Investing in an array of assets allows your money to grow beyond the limitations of a low-yield bank savings account, potentially outpacing inflation. Mutual funds and ETFs offer convenient options for investors, providing exposure to diverse stocks, bonds, and other securities without the need for individual stock selection. Alternatively, investors can opt for a more hands-on approach by curating their own portfolio tailored to their financial goals and preferences.
In addition to traditional funds and stocks, investors can explore alternative assets like real estate, commodities, and precious metals to further diversify their portfolios. Whether directly owning these assets or investing in managed funds, alternative investments offer additional avenues for growth and risk mitigation alongside more traditional investment options.
Key Elements of an Investment Portfolio
- Asset Allocation: Asset allocation is the strategic distribution of investments across different asset classes based on an individual’s risk tolerance, investment horizon, and financial objectives. Common asset classes include equities, fixed income securities, and cash equivalents. The allocation percentage to each asset class depends on factors such as the investor’s age, investment goals, and risk appetite.

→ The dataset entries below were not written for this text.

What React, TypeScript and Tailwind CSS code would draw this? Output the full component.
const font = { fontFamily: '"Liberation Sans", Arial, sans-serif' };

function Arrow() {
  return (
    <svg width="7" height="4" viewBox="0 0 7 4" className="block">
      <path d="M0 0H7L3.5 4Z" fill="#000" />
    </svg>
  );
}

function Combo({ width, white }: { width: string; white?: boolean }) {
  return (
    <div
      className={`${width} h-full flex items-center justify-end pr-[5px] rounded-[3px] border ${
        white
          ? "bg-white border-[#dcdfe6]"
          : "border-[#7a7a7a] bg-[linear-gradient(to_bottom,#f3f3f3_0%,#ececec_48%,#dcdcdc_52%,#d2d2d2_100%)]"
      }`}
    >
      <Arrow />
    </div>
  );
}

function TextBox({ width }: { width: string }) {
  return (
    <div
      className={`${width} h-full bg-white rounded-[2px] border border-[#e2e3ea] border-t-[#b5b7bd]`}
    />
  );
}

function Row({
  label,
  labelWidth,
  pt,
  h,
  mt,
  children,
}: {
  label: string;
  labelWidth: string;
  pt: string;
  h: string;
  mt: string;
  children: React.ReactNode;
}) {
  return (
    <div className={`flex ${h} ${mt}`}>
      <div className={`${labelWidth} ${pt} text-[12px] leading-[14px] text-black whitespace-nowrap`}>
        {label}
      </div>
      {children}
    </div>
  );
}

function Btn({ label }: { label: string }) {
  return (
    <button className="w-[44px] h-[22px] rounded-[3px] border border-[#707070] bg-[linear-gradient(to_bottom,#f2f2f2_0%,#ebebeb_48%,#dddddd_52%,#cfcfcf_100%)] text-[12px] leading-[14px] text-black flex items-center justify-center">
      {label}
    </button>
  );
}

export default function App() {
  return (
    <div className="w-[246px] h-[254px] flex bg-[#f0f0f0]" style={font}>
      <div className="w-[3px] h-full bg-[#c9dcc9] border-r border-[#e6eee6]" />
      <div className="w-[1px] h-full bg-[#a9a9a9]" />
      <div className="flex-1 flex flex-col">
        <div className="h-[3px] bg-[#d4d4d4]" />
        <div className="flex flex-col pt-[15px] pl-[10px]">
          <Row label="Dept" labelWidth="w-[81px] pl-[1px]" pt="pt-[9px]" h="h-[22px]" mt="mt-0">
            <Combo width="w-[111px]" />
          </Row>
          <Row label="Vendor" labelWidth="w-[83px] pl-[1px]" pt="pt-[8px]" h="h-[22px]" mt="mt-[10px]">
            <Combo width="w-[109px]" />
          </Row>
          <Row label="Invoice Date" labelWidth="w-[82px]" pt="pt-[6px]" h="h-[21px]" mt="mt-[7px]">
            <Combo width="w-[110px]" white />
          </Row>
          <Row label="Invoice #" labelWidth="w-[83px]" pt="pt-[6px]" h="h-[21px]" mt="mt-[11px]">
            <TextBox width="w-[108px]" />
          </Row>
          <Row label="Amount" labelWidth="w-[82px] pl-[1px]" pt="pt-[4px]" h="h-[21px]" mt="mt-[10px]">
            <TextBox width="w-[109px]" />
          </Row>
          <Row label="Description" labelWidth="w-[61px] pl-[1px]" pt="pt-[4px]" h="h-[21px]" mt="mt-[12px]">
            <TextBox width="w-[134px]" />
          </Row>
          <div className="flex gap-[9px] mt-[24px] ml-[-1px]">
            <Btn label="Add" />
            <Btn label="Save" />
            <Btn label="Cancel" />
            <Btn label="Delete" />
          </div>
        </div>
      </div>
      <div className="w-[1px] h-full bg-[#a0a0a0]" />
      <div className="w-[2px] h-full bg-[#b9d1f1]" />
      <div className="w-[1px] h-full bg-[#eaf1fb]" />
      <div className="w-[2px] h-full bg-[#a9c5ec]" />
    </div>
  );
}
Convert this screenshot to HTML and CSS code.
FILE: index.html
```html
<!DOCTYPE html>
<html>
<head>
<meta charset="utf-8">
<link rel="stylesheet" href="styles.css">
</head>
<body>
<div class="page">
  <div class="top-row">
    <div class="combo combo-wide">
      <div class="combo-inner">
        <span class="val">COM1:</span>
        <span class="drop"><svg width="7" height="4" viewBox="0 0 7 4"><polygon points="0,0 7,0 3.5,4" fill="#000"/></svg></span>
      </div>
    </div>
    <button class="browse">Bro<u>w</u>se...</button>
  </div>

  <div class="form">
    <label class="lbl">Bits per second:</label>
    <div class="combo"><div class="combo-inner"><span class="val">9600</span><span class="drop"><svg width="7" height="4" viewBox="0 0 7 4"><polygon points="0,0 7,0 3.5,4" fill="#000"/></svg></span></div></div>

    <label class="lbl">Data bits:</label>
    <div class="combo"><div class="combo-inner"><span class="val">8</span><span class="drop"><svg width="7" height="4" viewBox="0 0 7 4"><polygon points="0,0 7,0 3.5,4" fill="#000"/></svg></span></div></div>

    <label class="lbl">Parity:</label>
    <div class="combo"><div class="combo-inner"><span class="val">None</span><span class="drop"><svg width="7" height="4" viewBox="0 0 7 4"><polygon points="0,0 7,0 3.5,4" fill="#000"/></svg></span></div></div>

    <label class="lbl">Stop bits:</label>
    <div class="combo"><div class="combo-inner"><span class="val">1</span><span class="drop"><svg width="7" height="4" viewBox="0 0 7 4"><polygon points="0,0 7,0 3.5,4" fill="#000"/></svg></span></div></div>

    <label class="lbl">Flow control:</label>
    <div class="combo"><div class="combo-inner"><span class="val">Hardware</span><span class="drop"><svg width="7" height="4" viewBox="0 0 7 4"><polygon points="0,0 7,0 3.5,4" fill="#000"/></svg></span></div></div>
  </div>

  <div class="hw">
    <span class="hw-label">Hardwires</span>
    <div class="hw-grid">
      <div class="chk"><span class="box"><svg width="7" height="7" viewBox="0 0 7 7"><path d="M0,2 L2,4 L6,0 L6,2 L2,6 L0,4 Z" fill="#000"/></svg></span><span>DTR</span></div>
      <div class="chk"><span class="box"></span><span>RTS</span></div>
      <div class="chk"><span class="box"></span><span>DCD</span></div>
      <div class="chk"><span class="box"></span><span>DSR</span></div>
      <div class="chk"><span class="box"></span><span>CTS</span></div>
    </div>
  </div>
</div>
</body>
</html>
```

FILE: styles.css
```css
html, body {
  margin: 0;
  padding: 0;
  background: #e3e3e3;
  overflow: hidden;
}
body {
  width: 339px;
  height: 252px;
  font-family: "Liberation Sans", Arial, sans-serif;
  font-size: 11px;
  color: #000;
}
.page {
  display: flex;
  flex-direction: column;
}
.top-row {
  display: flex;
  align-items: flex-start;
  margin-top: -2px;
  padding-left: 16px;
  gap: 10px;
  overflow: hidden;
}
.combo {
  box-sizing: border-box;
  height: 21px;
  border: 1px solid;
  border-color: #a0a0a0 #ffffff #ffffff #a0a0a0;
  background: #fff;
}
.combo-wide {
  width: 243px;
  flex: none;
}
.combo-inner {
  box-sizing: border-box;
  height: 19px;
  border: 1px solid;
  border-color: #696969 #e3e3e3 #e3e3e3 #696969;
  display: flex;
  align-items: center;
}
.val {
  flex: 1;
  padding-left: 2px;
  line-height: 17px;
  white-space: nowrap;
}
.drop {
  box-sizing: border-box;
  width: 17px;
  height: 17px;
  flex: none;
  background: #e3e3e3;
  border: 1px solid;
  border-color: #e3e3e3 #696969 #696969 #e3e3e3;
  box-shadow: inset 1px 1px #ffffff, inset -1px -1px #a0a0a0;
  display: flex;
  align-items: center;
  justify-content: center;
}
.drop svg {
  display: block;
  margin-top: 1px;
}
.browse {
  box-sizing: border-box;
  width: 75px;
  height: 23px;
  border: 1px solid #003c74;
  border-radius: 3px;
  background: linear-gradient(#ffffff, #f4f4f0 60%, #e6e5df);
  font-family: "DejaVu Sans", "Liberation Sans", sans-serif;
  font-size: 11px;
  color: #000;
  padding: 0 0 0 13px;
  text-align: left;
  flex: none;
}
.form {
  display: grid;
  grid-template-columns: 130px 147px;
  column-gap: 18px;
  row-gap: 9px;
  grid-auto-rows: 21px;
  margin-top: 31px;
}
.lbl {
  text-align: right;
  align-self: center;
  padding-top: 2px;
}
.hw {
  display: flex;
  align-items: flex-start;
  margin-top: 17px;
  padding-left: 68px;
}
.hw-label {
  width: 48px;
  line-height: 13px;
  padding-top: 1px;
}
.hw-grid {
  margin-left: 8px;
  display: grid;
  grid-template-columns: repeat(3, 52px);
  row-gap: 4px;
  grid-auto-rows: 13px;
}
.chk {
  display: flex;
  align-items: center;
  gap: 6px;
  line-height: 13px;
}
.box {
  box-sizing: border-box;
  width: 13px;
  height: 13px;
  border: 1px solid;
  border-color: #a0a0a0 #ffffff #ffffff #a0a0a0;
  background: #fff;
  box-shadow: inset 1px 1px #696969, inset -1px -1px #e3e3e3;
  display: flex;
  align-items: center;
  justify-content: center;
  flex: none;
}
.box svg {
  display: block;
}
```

- Diversification: Diversification involves spreading investments across various assets within each asset class to reduce portfolio risk. By investing in assets with low correlation, investors can minimize the impact of adverse events affecting any single investment. Diversification can occur at multiple levels, including asset class, industry sector, geographic region, and investment style.
- Risk Management: Risk management is a critical aspect of portfolio construction aimed at preserving capital and minimizing potential losses. Investors assess various types of risk, including market risk, credit risk, liquidity risk, and geopolitical risk, to develop risk mitigation strategies. Techniques such as hedging, asset allocation, and portfolio rebalancing are employed to manage risk exposure effectively.
- Portfolio Performance Measurement: Portfolio performance measurement involves evaluating the effectiveness of an investment portfolio in achieving its financial objectives. Key performance metrics include the portfolio’s return, volatility, Sharpe ratio, and maximum drawdown. Performance measurement enables investors to assess the effectiveness of their investment strategy and make informed decisions regarding portfolio adjustments.
Types of Investment Portfolios
- Conservative Portfolio: A conservative portfolio is characterized by a higher allocation to fixed income securities and cash equivalents, with a lower exposure to equities. This portfolio aims to prioritize capital preservation and generate stable income while minimizing downside risk.
- Balanced Portfolio: A balanced portfolio maintains a mix of equities and fixed income securities, offering a blend of capital appreciation and income generation. It seeks to achieve moderate growth while providing some downside protection through diversification.
- Aggressive Portfolio: An aggressive portfolio emphasizes capital growth and typically has a higher allocation to equities and alternative investments. It is suited for investors with a higher risk tolerance who are willing to accept greater volatility in exchange for potentially higher returns.
- Income Portfolio: An income portfolio focuses on generating regular income through investments such as dividend-paying stocks, bonds, and real estate investment trusts (REITs). This portfolio is suitable for retirees or investors seeking consistent cash flow to meet their living expenses.
Balancing Risk vs. Reward when investing
Creating a well-balanced investment portfolio involves weighing the risks against potential rewards. While the fear of losing money may initially deter some from investing, the long-term benefits often outweigh the risks, especially considering the diminishing purchasing power of idle funds. Seeking guidance from a financial advisor can aid in determining suitable portfolio allocations, aligning with individual risk tolerance and financial objectives.
By adopting a disciplined approach and maintaining awareness of market conditions, investors can navigate fluctuations effectively, pursuing a strategy that balances risks and rewards for long-term success.
Creating your portfolio
Creating an investment portfolio is all about finding the right balance between keeping it simple and exploring new opportunities. By mixing and matching different types of investments, you can grow your money beyond just a regular savings account. Remember to keep an eye on how much risk you’re comfortable with and how much return you’re aiming for. With a bit of planning and some smart choices, you can set yourself up for success and watch your money grow over time.